PALM BEACH, Fla. – When it comes to the national news media’s perceived affection for President Obama, radio giant Rush Limbaugh has a unique way of describing the love.
![]() Rush Limbaugh |
On today’s broadcast, as he analyzed NBC News coverage of Obama’s bus tour in Midwestern states, Limbaugh said, “I don’t know of a classy way of saying this.”
“Next time Obama has a colonoscopy, I wonder who they’ll find in there. Which NBC personality will show up first?”
His comments came after listening to discussion between NBC anchor Andrea Mitchell and Chuck Todd, the network’s chief White House correspondent and political director.

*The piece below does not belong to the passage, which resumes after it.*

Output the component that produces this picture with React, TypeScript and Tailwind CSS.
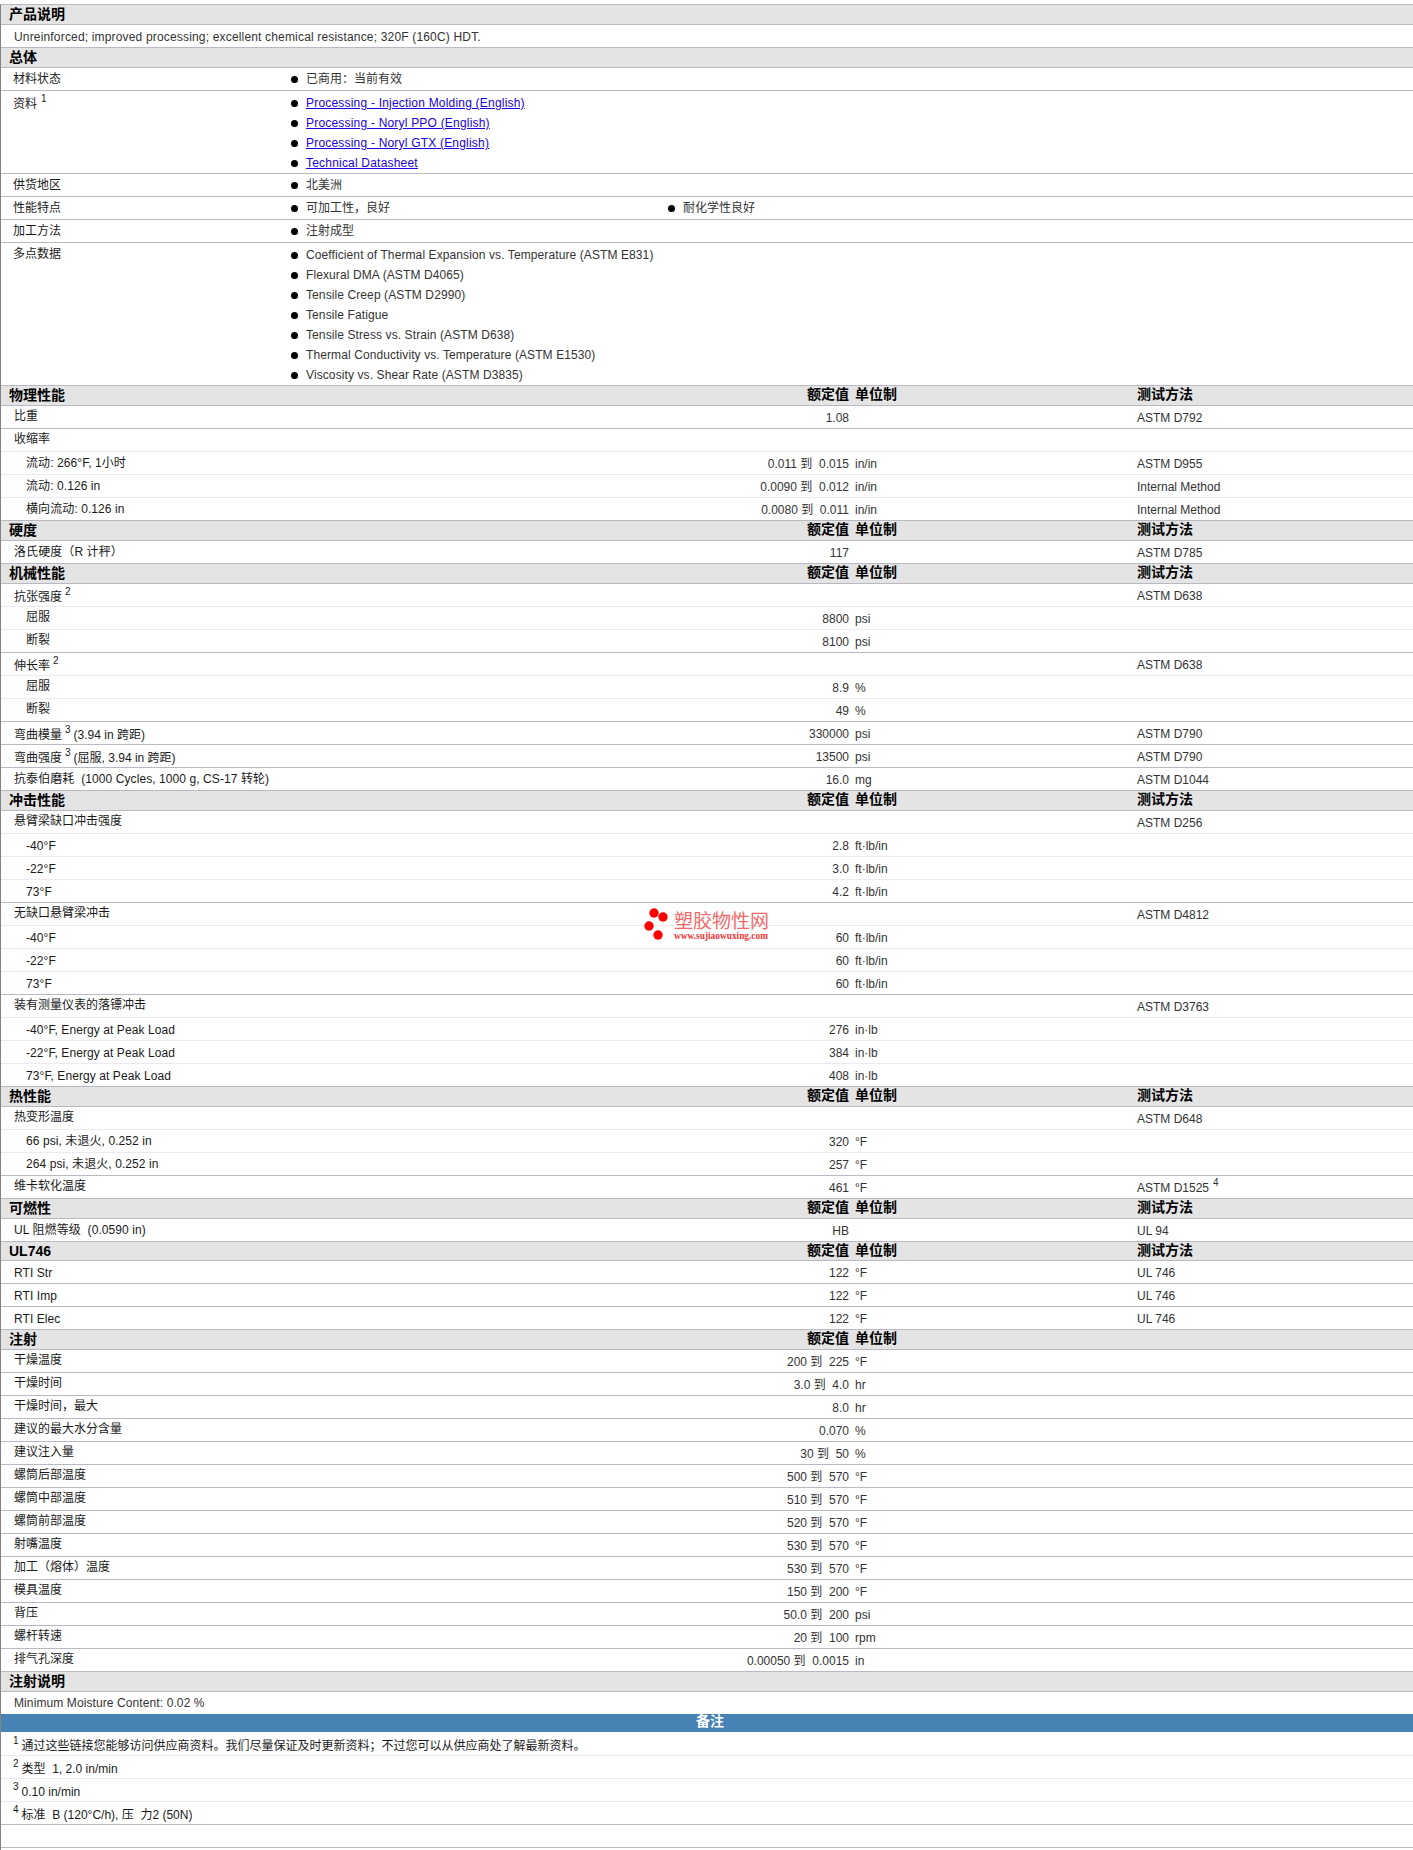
const FONT = '"Liberation Sans", "Noto Sans CJK SC", sans-serif'

type Row = {
  label?: string
  sup?: string
  after?: string
  indent?: boolean
  value?: string
  unit?: string
  method?: string
  methodSup?: string
  faint?: boolean
}

type Section = {
  title: string
  method?: boolean
  short?: boolean
  rows: Row[]
}

const sections: Section[] = [
  {
    title: '物理性能',
    method: true,
    rows: [
      { label: '比重', value: '1.08', method: 'ASTM D792' },
      { label: '收缩率', faint: true },
      { label: '流动: 266°F, 1小时', indent: true, value: '0.011 到  0.015', unit: 'in/in', method: 'ASTM D955', faint: true },
      { label: '流动: 0.126 in', indent: true, value: '0.0090 到  0.012', unit: 'in/in', method: 'Internal Method', faint: true },
      { label: '横向流动: 0.126 in', indent: true, value: '0.0080 到  0.011', unit: 'in/in', method: 'Internal Method' },
    ],
  },
  {
    title: '硬度',
    method: true,
    rows: [{ label: '洛氏硬度（R 计秤）', value: '117', method: 'ASTM D785' }],
  },
  {
    title: '机械性能',
    method: true,
    rows: [
      { label: '抗张强度', sup: '2', method: 'ASTM D638', faint: true },
      { label: '屈服', indent: true, value: '8800', unit: 'psi', faint: true },
      { label: '断裂', indent: true, value: '8100', unit: 'psi' },
      { label: '伸长率', sup: '2', method: 'ASTM D638', faint: true },
      { label: '屈服', indent: true, value: '8.9', unit: '%', faint: true },
      { label: '断裂', indent: true, value: '49', unit: '%' },
      { label: '弯曲模量', sup: '3', after: '(3.94 in 跨距)', value: '330000', unit: 'psi', method: 'ASTM D790' },
      { label: '弯曲强度', sup: '3', after: '(屈服, 3.94 in 跨距)', value: '13500', unit: 'psi', method: 'ASTM D790' },
      { label: '抗泰伯磨耗  (1000 Cycles, 1000 g, CS-17 转轮)', value: '16.0', unit: 'mg', method: 'ASTM D1044' },
    ],
  },
  {
    title: '冲击性能',
    method: true,
    rows: [
      { label: '悬臂梁缺口冲击强度', method: 'ASTM D256', faint: true },
      { label: '-40°F', indent: true, value: '2.8', unit: 'ft·lb/in', faint: true },
      { label: '-22°F', indent: true, value: '3.0', unit: 'ft·lb/in', faint: true },
      { label: '73°F', indent: true, value: '4.2', unit: 'ft·lb/in' },
      { label: '无缺口悬臂梁冲击', method: 'ASTM D4812', faint: true },
      { label: '-40°F', indent: true, value: '60', unit: 'ft·lb/in', faint: true },
      { label: '-22°F', indent: true, value: '60', unit: 'ft·lb/in', faint: true },
      { label: '73°F', indent: true, value: '60', unit: 'ft·lb/in' },
      { label: '装有测量仪表的落镖冲击', method: 'ASTM D3763', faint: true },
      { label: '-40°F, Energy at Peak Load', indent: true, value: '276', unit: 'in·lb', faint: true },
      { label: '-22°F, Energy at Peak Load', indent: true, value: '384', unit: 'in·lb', faint: true },
      { label: '73°F, Energy at Peak Load', indent: true, value: '408', unit: 'in·lb' },
    ],
  },
  {
    title: '热性能',
    method: true,
    rows: [
      { label: '热变形温度', method: 'ASTM D648', faint: true },
      { label: '66 psi, 未退火, 0.252 in', indent: true, value: '320', unit: '°F', faint: true },
      { label: '264 psi, 未退火, 0.252 in', indent: true, value: '257', unit: '°F' },
      { label: '维卡软化温度', value: '461', unit: '°F', method: 'ASTM D1525', methodSup: '4' },
    ],
  },
  {
    title: '可燃性',
    method: true,
    rows: [{ label: 'UL 阻燃等级  (0.0590 in)', value: 'HB', method: 'UL 94' }],
  },
  {
    title: 'UL746',
    method: true,
    short: true,
    rows: [
      { label: 'RTI Str', value: '122', unit: '°F', method: 'UL 746' },
      { label: 'RTI Imp', value: '122', unit: '°F', method: 'UL 746' },
      { label: 'RTI Elec', value: '122', unit: '°F', method: 'UL 746' },
    ],
  },
  {
    title: '注射',
    rows: [
      { label: '干燥温度', value: '200 到  225', unit: '°F' },
      { label: '干燥时间', value: '3.0 到  4.0', unit: 'hr' },
      { label: '干燥时间，最大', value: '8.0', unit: 'hr' },
      { label: '建议的最大水分含量', value: '0.070', unit: '%' },
      { label: '建议注入量', value: '30 到  50', unit: '%' },
      { label: '螺筒后部温度', value: '500 到  570', unit: '°F' },
      { label: '螺筒中部温度', value: '510 到  570', unit: '°F' },
      { label: '螺筒前部温度', value: '520 到  570', unit: '°F' },
      { label: '射嘴温度', value: '530 到  570', unit: '°F' },
      { label: '加工（熔体）温度', value: '530 到  570', unit: '°F' },
      { label: '模具温度', value: '150 到  200', unit: '°F' },
      { label: '背压', value: '50.0 到  200', unit: 'psi' },
      { label: '螺杆转速', value: '20 到  100', unit: 'rpm' },
      { label: '排气孔深度', value: '0.00050 到  0.0015', unit: 'in' },
    ],
  },
]

function Sup({ children, className }: { children: React.ReactNode; className?: string }) {
  return <sup className={`top-[-6px] text-[10px] ${className ?? ''}`}>{children}</sup>
}

function Head({ title, value, method, short }: { title: string; value?: boolean; method?: boolean; short?: boolean }) {
  return (
    <div className={`flex border-b border-[#b9b9c4] bg-[#e4e4e4] text-[14px] leading-[17px] font-bold text-black ${short ? 'h-[19px]' : 'h-[20px]'}`}>
      <div className="w-[600px] pt-px pl-[8px]">{title}</div>
      <div className="w-[248px] text-right">{value ? '额定值' : ''}</div>
      <div className="ml-[6px] w-[282px]">{value ? '单位制' : ''}</div>
      <div>{method ? '测试方法' : ''}</div>
    </div>
  )
}

function Bullet({ children }: { children: React.ReactNode }) {
  return (
    <div className="flex h-[20px] items-center">
      <span className="mr-[8px] ml-[1px] h-[7px] w-[7px] rounded-full bg-black" />
      <span>{children}</span>
    </div>
  )
}

function InfoRow({ label, sup, children, className }: { label: string; sup?: string; children: React.ReactNode; className?: string }) {
  return (
    <div className={`flex border-b border-[#b9b9c4] ${className ?? ''}`}>
      <div className={`w-[289px] pl-[12px] leading-[14px] text-[#1a1a1a] ${sup ? 'pt-[6px]' : 'pt-[4px]'}`}>
        {label}
        {sup ? <Sup className="ml-[4px]">{sup}</Sup> : null}
      </div>
      <div className="flex-1">{children}</div>
    </div>
  )
}

// labels sit a little lower the more latin text they hold
function labelPad(row: Row) {
  if (row.sup) return 'pt-[6px]'
  if (!row.label || !/[A-Za-z0-9]/.test(row.label)) return 'pt-[3px]'
  if (/^[\x00-\x7f°]+$/.test(row.label)) return 'pt-[5px] tracking-[0.08px]'
  return 'pt-[4px] tracking-[0.08px]'
}

function DataRow({ row }: { row: Row }) {
  return (
    <div className={`flex h-[23px] border-b ${row.faint ? 'border-[#ece9f0]' : 'border-[#b9b9c4]'}`}>
      <div className={`w-[600px] leading-[14px] whitespace-pre text-[#1a1a1a] ${labelPad(row)} ${row.indent ? 'pl-[25px]' : 'pl-[13px]'}`}>
        {row.label}
        {row.sup ? <Sup className="mr-[3px] ml-[3px]">{row.sup}</Sup> : null}
        {row.after}
      </div>
      <div className="w-[248px] pt-[5px] text-right leading-[14px] whitespace-pre">{row.value}</div>
      <div className="ml-[6px] w-[282px] pt-[5px] leading-[14px]">{row.unit}</div>
      <div className="pt-[5px] leading-[14px]">
        {row.method}
        {row.methodSup ? <Sup className="ml-[4px]">{row.methodSup}</Sup> : null}
      </div>
    </div>
  )
}

function Note({ n, first, children }: { n: string; first?: boolean; children: React.ReactNode }) {
  return (
    <div className={`border-b border-[#ece9f0] pl-[12px] leading-[14px] whitespace-pre text-[#1a1a1a] ${first ? 'h-[24px] pt-[7px]' : 'h-[23px] pt-[6px]'}`}>
      <Sup className="mr-[3px]">{n}</Sup>
      {children}
    </div>
  )
}

function Watermark() {
  return (
    <div className="pointer-events-none absolute top-[908px] left-[644px] h-[34px] w-[126px]">
      <svg width="30" height="34" viewBox="0 0 30 34" className="absolute top-0 left-0">
        <circle cx="10" cy="5" r="4.7" fill="#f00" />
        <circle cx="19" cy="9" r="4.7" fill="#f00" />
        <circle cx="5" cy="18" r="4.7" fill="#f00" />
        <circle cx="14" cy="27" r="4.7" fill="#f00" />
      </svg>
      <div className="absolute top-[3px] left-[30px] text-[19px] leading-[22px] whitespace-nowrap text-[#f46a6a]">塑胶物性网</div>
      <div className="absolute top-[23px] left-[30px] font-['Liberation_Serif'] text-[9.35px] leading-[10px] font-bold whitespace-nowrap text-[#f03838]">
        www.sujiaowuxing.com
      </div>
    </div>
  )
}

export default function App() {
  return (
    <div className="relative h-[1850px] w-[1413px] overflow-hidden bg-white text-[12px] text-[#333]" style={{ fontFamily: FONT }}>
      <div className="mt-[4px] border-t border-l border-t-[#b9b9c4] border-l-[#85827e] pb-[2px]">
        <Head title="产品说明" />
        <div className="h-[23px] border-b border-[#b9b9c4] pt-[4px] pl-[13px] leading-[16px] tracking-[0.17px]">
          Unreinforced; improved processing; excellent chemical resistance; 320F (160C) HDT.
        </div>
        <Head title="总体" />
        <InfoRow label="材料状态" className="h-[23px]">
          <div className="pt-px">
            <Bullet>已商用：当前有效</Bullet>
          </div>
        </InfoRow>
        <InfoRow label="资料" sup="1" className="h-[83px]">
          <div className="pt-[2px] tracking-[0.2px]">
            {['Processing - Injection Molding (English)', 'Processing - Noryl PPO (English)', 'Processing - Noryl GTX (English)', 'Technical Datasheet'].map((t) => (
              <Bullet key={t}>
                <a className="text-[#1a00e0] underline">{t}</a>
              </Bullet>
            ))}
          </div>
        </InfoRow>
        <InfoRow label="供货地区" className="h-[23px]">
          <div className="pt-px">
            <Bullet>北美洲</Bullet>
          </div>
        </InfoRow>
        <InfoRow label="性能特点" className="h-[23px]">
          <div className="flex pt-px">
            <div className="w-[377px]">
              <Bullet>可加工性，良好</Bullet>
            </div>
            <Bullet>耐化学性良好</Bullet>
          </div>
        </InfoRow>
        <InfoRow label="加工方法" className="h-[23px]">
          <div className="pt-px">
            <Bullet>注射成型</Bullet>
          </div>
        </InfoRow>
        <InfoRow label="多点数据" className="h-[143px]">
          <div className="pt-[2px] tracking-[0.1px]">
            {[
              'Coefficient of Thermal Expansion vs. Temperature (ASTM E831)',
              'Flexural DMA (ASTM D4065)',
              'Tensile Creep (ASTM D2990)',
              'Tensile Fatigue',
              'Tensile Stress vs. Strain (ASTM D638)',
              'Thermal Conductivity vs. Temperature (ASTM E1530)',
              'Viscosity vs. Shear Rate (ASTM D3835)',
            ].map((t) => (
              <Bullet key={t}>{t}</Bullet>
            ))}
          </div>
        </InfoRow>
        {sections.map((s) => (
          <div key={s.title}>
            <Head title={s.title} value method={s.method} short={s.short} />
            {s.rows.map((r, i) => (
              <DataRow key={i} row={r} />
            ))}
          </div>
        ))}
        <Head title="注射说明" />
        <div className="h-[22px] pt-[3px] pl-[13px] leading-[16px] tracking-[0.1px]">Minimum Moisture Content: 0.02 %</div>
        <div className="h-[18px] bg-[#4682b4] pl-[6px] text-center text-[14px] leading-[15px] font-bold text-white">备注</div>
        <Note n="1" first>
          通过这些链接您能够访问供应商资料。我们尽量保证及时更新资料；不过您可以从供应商处了解最新资料。
        </Note>
        <Note n="2">类型  1, 2.0 in/min</Note>
        <Note n="3">0.10 in/min</Note>
        <div className="h-[23px] border-b border-[#b9b9c4] pt-[6px] pl-[12px] leading-[14px] whitespace-pre text-[#1a1a1a]">
          <Sup className="mr-[3px]">4</Sup>标准  B (120°C/h), 压  力2 (50N)
        </div>
        <div className="h-[23px] border-b border-[#b9b9c4]" />
      </div>
      <Watermark />
    </div>
  )
}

Mitchell said of Obama’s bus tour, “Chuck, it sounds to me as though he’s campaigning as though he were Harry Truman. This is right out of that whole playbook, running against Congress.”
“These people waited in line to get tickets,” said Todd. “You had to wait two or three hours standing in line … they were excited to be here, excited to be at the event. They were all excited supporters, you could tell, of him in 2008, and they felt very nervous, like nervous supporters of him is probably the best way to describe them.”
“Nervous supporters?” asked Limbaugh. “Nervous is how you feel when your team’s in the Super Bowl and you got no confidence they’re going to win. That’s what a nervous supporter is. … Why would they be nervous?”